Vacuum dessicator and vacuum pump

Equipment required for vacuum filling of chip

What do I do?


1. Connect vacuum pump to vacuum desiccator outlet. If aseptic operation is required place air filter on desiccator inlet, spray inside of vacuum desiccator with 70 % ethanol (v/v in water) for sterilization, and wipe dry. Also, for aseptic operation, choose a container with a lid to enable transfer between biohood and desiccator.

2. Prepare a microfluidic device (e.g. PDMS part bonded to a glass slide), a container that holds the device (e.g. petri dish), and the solution you wish to fill the device with.

3. Place microfluidic device in the container.

4. Fill the container with fluid such that all microfluidic device access ports are covered. Place the submerged microfluidic device in the desiccator.

5. Turn the vacuum pump on, open the desiccator output valve, and close the input valve. Apply vacuum for 5-10 minutes. The bubbles that come out of the ports tend to cling to the rims of the ports.

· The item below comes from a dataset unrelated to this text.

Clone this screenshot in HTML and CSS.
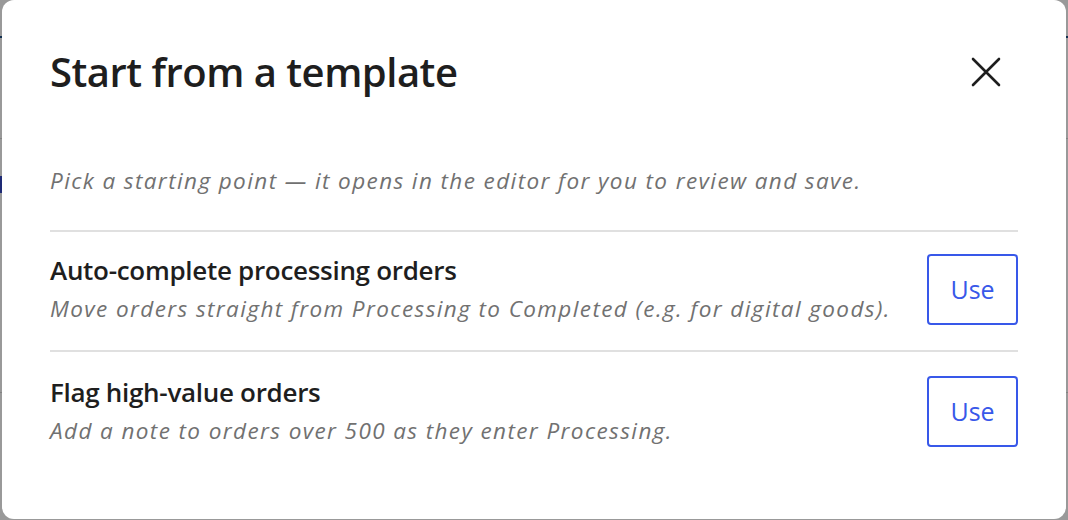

6. Tilt the desiccator to expose the entire surface of the microfluidic device to air. This will “pop” all the bubbles. If tilting is insufficient, agitation (i.e., tapping, knocking, etc.) can also help remove bubbles.

3. Chip in Container

4. Submerge chip in fluid

Submerged chip after evacuation

6. Tilt dessicator to remove bubbles

7. Open the appropriate valve to bring the desiccator chamber back to atmospheric pressure. Visually inspect the channels to determine if they have been filled. Small bubbles (under 500 microns diameter) remaining at this point often disappear within 10 minutes if the device is left submerged in the fluid.

8. If bubbles persist, extending vacuum application or repeating steps 3 – 5 will improve filling.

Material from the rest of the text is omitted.